### WHAT IS REQUIRED:
Drop the pictures and give back word for word the lines from the line holding "Recreate this image" to the line holding "string; indent?: boolean;", both included.

[Rows from a dataset of pages and code]
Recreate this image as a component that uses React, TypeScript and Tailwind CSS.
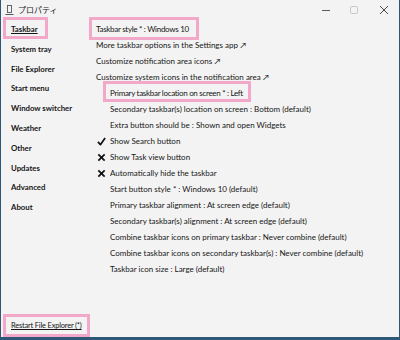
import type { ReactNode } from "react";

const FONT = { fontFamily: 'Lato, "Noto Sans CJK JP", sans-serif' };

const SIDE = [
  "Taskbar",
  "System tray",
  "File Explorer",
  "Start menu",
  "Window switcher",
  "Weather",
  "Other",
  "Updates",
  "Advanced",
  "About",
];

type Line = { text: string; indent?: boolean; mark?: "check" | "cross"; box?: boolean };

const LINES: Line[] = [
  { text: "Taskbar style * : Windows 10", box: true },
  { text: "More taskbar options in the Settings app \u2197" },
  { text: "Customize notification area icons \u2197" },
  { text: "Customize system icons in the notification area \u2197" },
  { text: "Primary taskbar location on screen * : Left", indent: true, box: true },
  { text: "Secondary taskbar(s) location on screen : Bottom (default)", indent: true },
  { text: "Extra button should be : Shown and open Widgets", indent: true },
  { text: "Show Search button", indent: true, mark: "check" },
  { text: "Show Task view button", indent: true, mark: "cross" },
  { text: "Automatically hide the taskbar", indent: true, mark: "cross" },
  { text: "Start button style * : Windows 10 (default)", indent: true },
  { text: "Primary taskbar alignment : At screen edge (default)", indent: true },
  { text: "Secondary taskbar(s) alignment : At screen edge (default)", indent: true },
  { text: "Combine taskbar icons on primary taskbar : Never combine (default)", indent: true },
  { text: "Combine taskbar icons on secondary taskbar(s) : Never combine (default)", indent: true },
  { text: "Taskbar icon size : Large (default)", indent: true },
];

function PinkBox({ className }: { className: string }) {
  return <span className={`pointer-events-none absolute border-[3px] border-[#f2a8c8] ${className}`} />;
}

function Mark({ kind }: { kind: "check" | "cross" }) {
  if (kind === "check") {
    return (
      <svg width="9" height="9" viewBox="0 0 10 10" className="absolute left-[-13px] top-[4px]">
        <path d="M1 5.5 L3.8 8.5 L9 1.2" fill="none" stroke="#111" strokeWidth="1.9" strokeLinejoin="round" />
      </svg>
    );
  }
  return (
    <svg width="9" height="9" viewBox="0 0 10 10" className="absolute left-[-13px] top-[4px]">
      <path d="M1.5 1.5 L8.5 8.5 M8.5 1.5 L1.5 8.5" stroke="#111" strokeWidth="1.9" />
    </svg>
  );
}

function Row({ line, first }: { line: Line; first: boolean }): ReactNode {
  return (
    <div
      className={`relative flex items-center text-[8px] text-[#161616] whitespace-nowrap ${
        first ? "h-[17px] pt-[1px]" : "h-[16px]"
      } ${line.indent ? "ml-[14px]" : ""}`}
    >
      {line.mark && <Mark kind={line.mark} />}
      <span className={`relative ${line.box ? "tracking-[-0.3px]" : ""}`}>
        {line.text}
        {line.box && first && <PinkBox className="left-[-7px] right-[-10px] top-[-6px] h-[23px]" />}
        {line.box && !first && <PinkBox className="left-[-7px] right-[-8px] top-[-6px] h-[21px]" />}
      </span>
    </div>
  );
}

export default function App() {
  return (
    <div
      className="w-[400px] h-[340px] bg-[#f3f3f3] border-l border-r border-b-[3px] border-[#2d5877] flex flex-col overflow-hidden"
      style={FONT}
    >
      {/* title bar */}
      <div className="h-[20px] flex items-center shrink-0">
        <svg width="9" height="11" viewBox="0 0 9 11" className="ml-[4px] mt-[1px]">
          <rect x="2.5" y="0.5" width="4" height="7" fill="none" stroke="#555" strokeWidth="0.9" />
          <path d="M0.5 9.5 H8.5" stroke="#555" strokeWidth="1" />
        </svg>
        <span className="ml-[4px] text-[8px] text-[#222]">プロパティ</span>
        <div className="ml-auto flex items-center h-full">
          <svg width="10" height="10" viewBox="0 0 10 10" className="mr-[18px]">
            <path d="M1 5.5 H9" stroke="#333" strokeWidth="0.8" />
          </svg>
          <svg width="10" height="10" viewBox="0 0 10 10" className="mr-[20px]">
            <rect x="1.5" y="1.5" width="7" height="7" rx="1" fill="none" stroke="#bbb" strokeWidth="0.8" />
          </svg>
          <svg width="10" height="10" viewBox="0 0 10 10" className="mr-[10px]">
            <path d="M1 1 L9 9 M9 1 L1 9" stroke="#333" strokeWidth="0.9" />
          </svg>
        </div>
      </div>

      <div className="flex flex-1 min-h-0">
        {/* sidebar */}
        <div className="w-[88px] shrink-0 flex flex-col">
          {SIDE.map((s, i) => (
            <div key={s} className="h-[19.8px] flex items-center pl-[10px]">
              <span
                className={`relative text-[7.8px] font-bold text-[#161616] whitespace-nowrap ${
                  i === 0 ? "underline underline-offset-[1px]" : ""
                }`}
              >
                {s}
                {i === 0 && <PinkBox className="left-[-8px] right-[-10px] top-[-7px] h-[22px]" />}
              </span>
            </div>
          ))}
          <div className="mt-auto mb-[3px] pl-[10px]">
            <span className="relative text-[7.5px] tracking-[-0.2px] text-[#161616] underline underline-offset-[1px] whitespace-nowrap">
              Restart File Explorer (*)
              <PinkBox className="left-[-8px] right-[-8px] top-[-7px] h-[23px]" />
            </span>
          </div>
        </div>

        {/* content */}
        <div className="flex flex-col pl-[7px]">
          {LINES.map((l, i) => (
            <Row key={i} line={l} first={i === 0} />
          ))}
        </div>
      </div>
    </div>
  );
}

==

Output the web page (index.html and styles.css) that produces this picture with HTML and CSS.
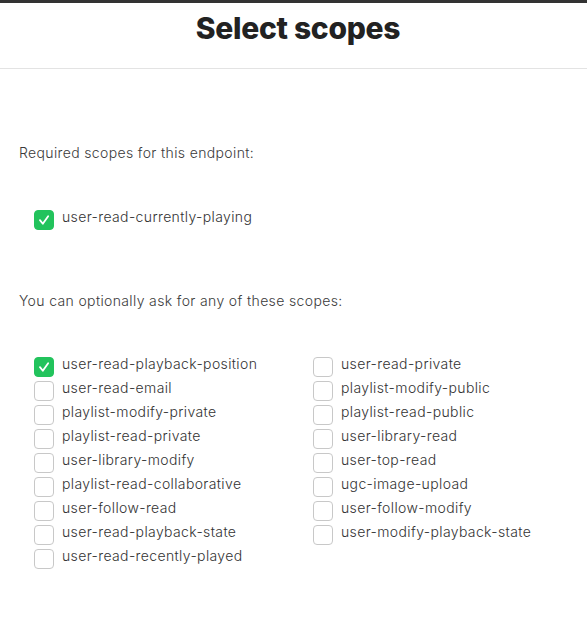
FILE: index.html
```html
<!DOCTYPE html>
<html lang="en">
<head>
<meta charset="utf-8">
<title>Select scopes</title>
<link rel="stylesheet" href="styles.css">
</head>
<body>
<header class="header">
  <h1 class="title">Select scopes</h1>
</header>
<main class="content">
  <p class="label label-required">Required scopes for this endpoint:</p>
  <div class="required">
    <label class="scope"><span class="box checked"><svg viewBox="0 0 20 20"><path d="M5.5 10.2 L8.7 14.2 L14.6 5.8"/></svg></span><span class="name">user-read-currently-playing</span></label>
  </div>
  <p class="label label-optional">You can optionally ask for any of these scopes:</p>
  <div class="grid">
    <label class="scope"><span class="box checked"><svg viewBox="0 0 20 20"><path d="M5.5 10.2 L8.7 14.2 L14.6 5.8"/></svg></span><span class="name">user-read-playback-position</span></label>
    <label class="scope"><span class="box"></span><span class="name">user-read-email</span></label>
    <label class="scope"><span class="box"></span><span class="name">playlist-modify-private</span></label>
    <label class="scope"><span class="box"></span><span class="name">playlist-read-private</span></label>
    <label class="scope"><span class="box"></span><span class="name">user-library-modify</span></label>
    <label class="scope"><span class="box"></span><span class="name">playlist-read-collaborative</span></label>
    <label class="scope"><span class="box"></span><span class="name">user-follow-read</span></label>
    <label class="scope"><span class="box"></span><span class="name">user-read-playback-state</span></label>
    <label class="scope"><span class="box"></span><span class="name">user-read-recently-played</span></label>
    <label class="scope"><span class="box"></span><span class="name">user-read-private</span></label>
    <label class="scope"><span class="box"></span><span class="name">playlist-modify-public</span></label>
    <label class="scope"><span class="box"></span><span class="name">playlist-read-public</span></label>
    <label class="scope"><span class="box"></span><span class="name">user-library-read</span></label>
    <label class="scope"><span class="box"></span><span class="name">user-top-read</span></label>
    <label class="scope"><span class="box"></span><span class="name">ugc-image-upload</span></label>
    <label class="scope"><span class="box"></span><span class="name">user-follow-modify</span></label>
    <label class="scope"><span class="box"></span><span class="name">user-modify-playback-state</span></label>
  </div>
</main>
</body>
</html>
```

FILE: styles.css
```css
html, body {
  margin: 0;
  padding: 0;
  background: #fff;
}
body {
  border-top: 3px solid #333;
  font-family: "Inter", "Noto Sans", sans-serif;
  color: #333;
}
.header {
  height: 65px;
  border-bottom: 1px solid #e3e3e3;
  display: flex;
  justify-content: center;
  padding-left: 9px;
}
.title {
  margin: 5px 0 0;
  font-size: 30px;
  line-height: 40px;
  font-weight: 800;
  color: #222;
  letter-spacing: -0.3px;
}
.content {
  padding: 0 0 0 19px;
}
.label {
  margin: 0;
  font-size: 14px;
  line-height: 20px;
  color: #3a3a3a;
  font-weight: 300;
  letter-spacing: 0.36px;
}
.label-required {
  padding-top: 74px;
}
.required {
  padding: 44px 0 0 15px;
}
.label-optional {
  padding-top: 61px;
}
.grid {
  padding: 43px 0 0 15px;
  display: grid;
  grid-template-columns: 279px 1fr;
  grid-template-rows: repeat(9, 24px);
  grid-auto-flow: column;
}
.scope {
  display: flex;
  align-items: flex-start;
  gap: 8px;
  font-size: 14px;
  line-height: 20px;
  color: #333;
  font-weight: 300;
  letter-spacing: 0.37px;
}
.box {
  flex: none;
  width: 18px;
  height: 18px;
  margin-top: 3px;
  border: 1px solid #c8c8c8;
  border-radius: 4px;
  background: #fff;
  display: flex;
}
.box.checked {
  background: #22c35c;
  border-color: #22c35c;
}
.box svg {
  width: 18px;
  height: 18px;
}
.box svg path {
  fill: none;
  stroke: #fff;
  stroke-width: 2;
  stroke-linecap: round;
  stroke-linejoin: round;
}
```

### ANSWER FOR THE TASK:
Recreate this image as a component that uses React, TypeScript and Tailwind CSS.
import type { ReactNode } from "react";

const FONT = { fontFamily: 'Lato, "Noto Sans CJK JP", sans-serif' };

const SIDE = [
  "Taskbar",
  "System tray",
  "File Explorer",
  "Start menu",
  "Window switcher",
  "Weather",
  "Other",
  "Updates",
  "Advanced",
  "About",
];

type Line = { text: string; indent?: boolean; mark?: "check" | "cross"; box?: boolean };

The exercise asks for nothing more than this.